Simultaneous path-following and vibration control for uncertain nonlinear flexible mechanical systems without dependency on oscillatory mathematical model

Abstract

In this paper, a novel multiobjective algorithm for simultaneous path-following control (PFC) of multivariable flexible dynamical systems and maintaining boundedness of transverse vibrational effects is proposed. This method is specifically designed for control of complicated dynamical systems where obtaining precise mathematical models describing vibrational and translational dynamics is difficult or unattainable. To facilitate the control task, the proposed scheme is constructed such that it would be capable of stabilizing the closed-loop system solely using a rigid approximation of system dynamics while considering vibrational effects as unstructured uncertainties. This permits the designer to forgo the troublesome task of precisely modeling and numerically analyzing the flexible vibrational system, prioritizing important path-following and closed-loop stability characteristics. The proposed control algorithm incorporates a discrete sliding mode control (DSMC) scheme constructed on the basis of calculation of input bounds. This method does not introduce additional chattering effects as generation of control inputs is not directly dependent on switching functions.
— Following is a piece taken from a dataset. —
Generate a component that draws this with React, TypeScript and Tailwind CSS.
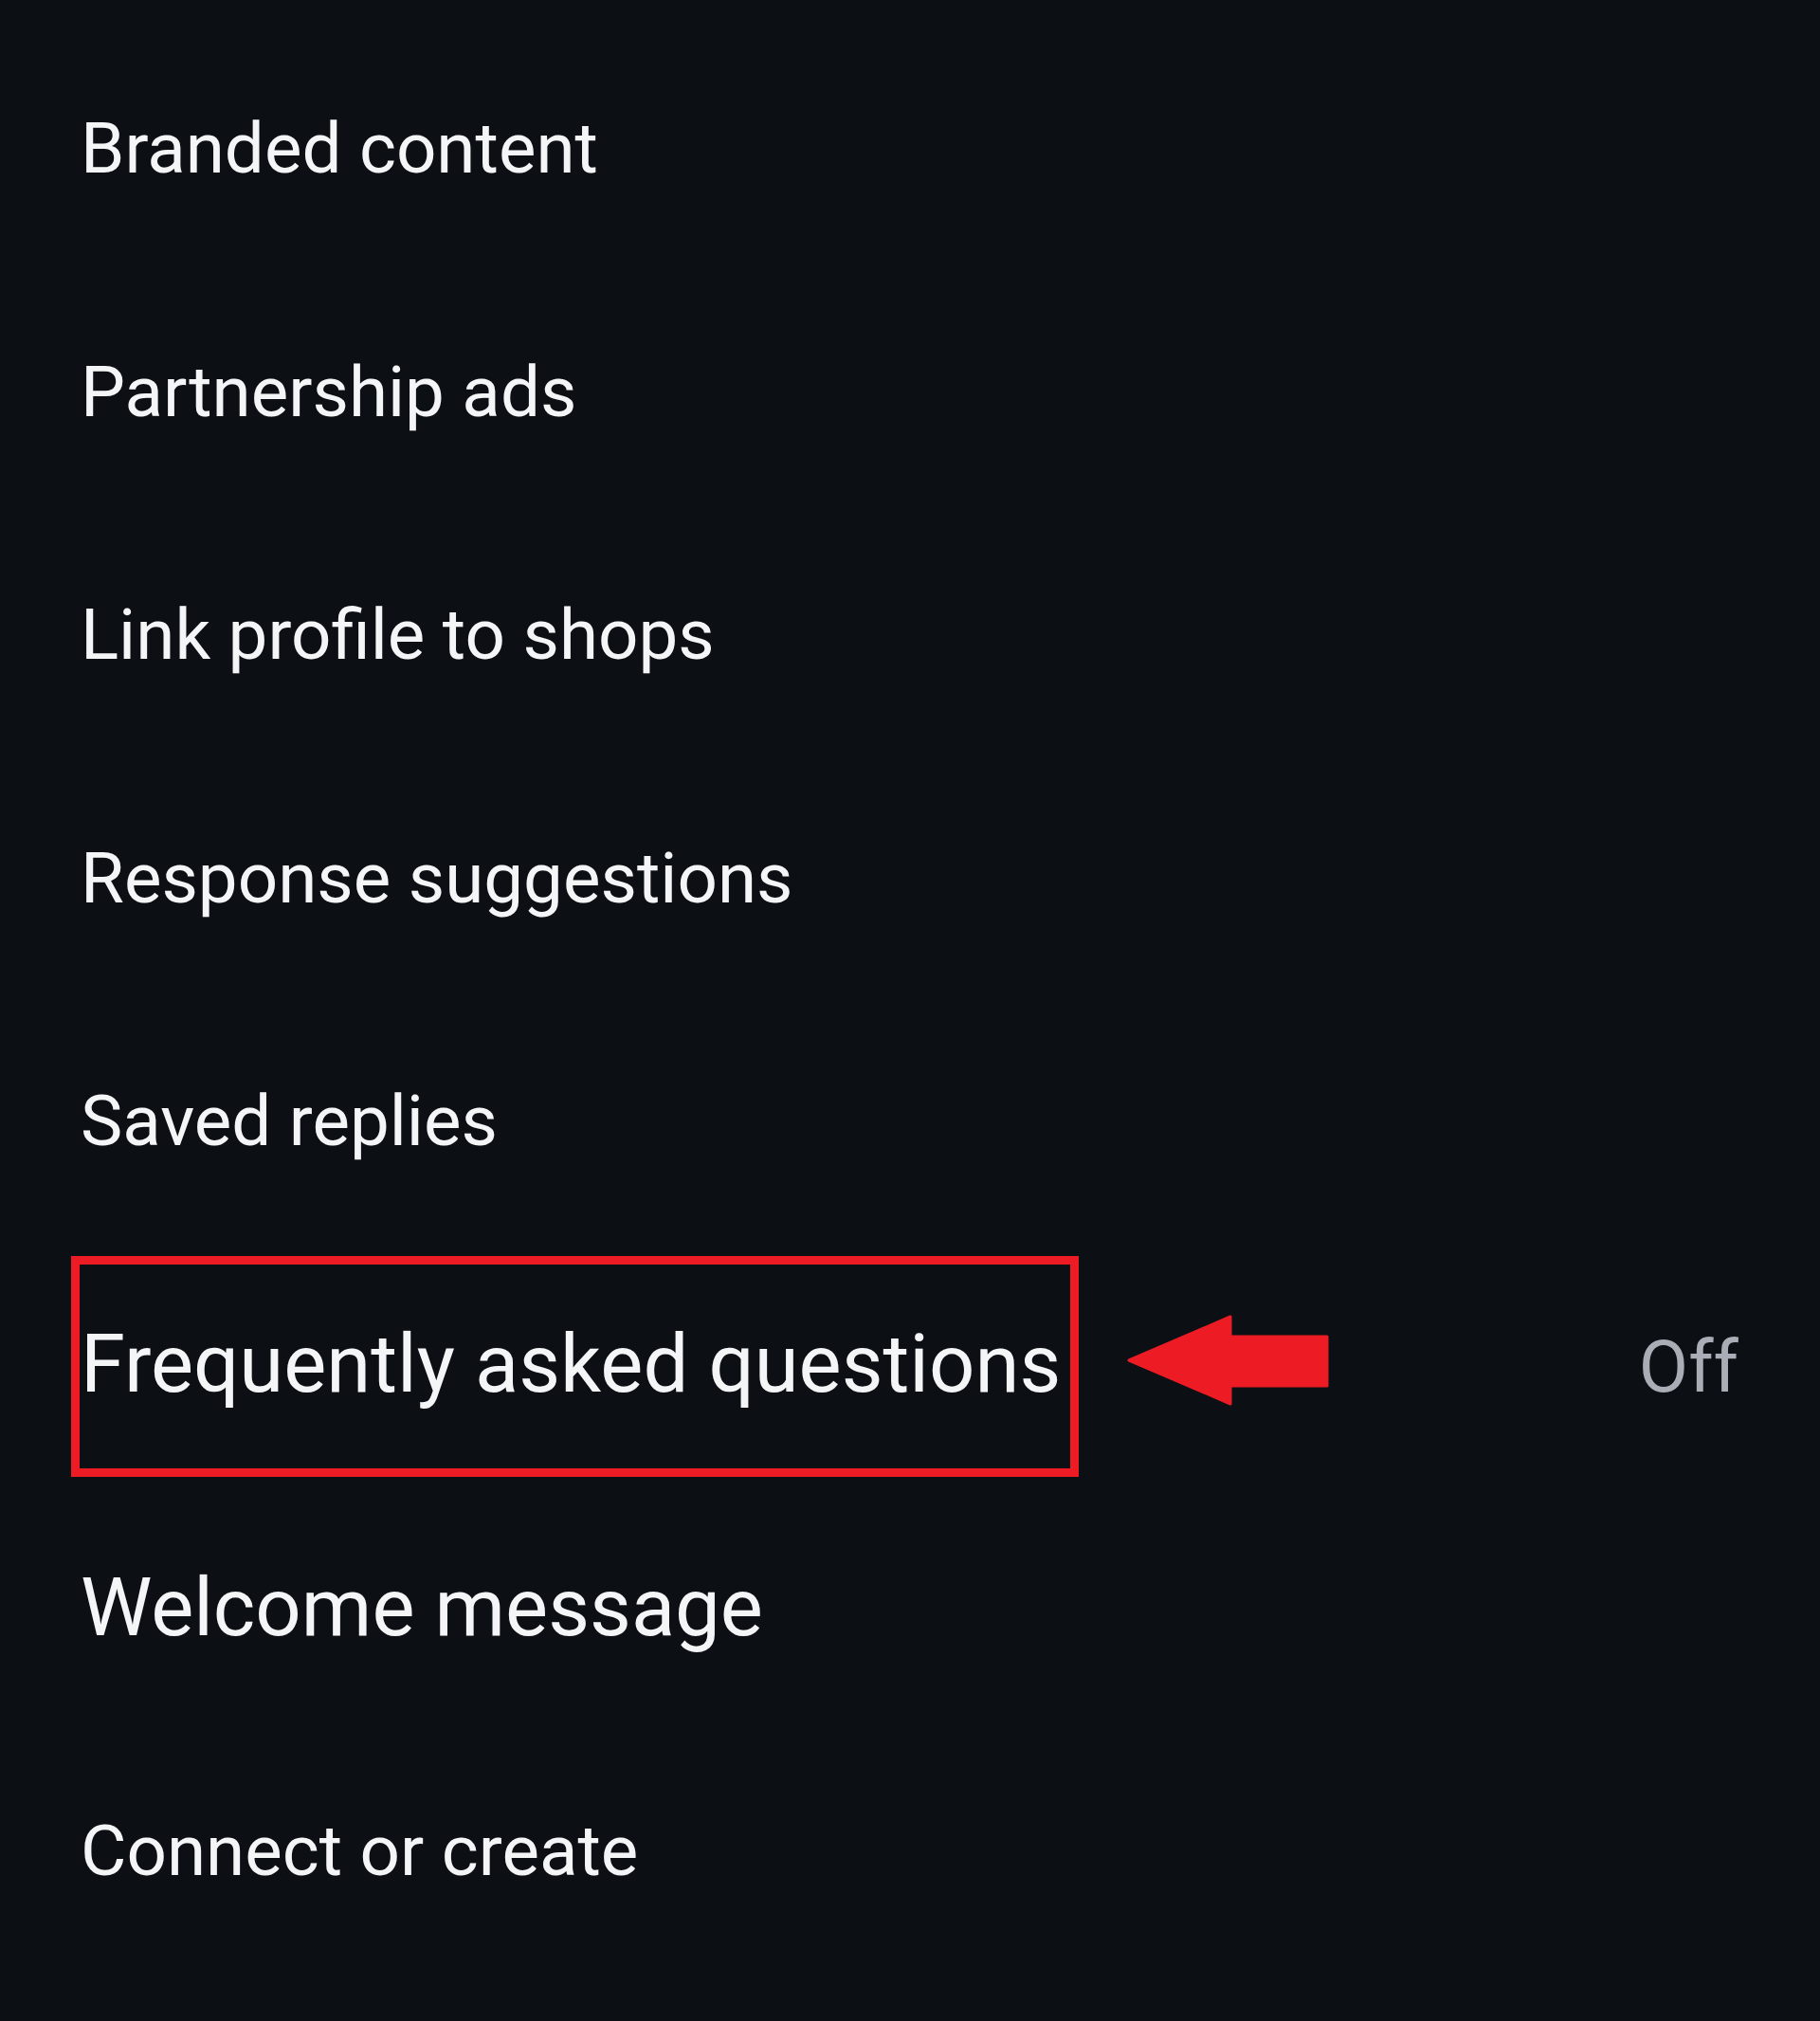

Unstructured uncertainties are estimated using one-step approximation technique which removes the need for employing difficult techniques used in the existing literature. The control algorithm is constructed in two distinct modes, the first of which considers appropriate path following as its objective. The second control mode halts the tracking task unless an assigned cost function resides in an acceptable interval, resulting in gradual reduction of intensity of vibrational effects. The control algorithm is numerically simulated in ANSYS® Mechanical APDL environment. The obtained results express the accuracy and efficiency of the control algorithm despite the use of considerably simpler procedure in comparison with existing works.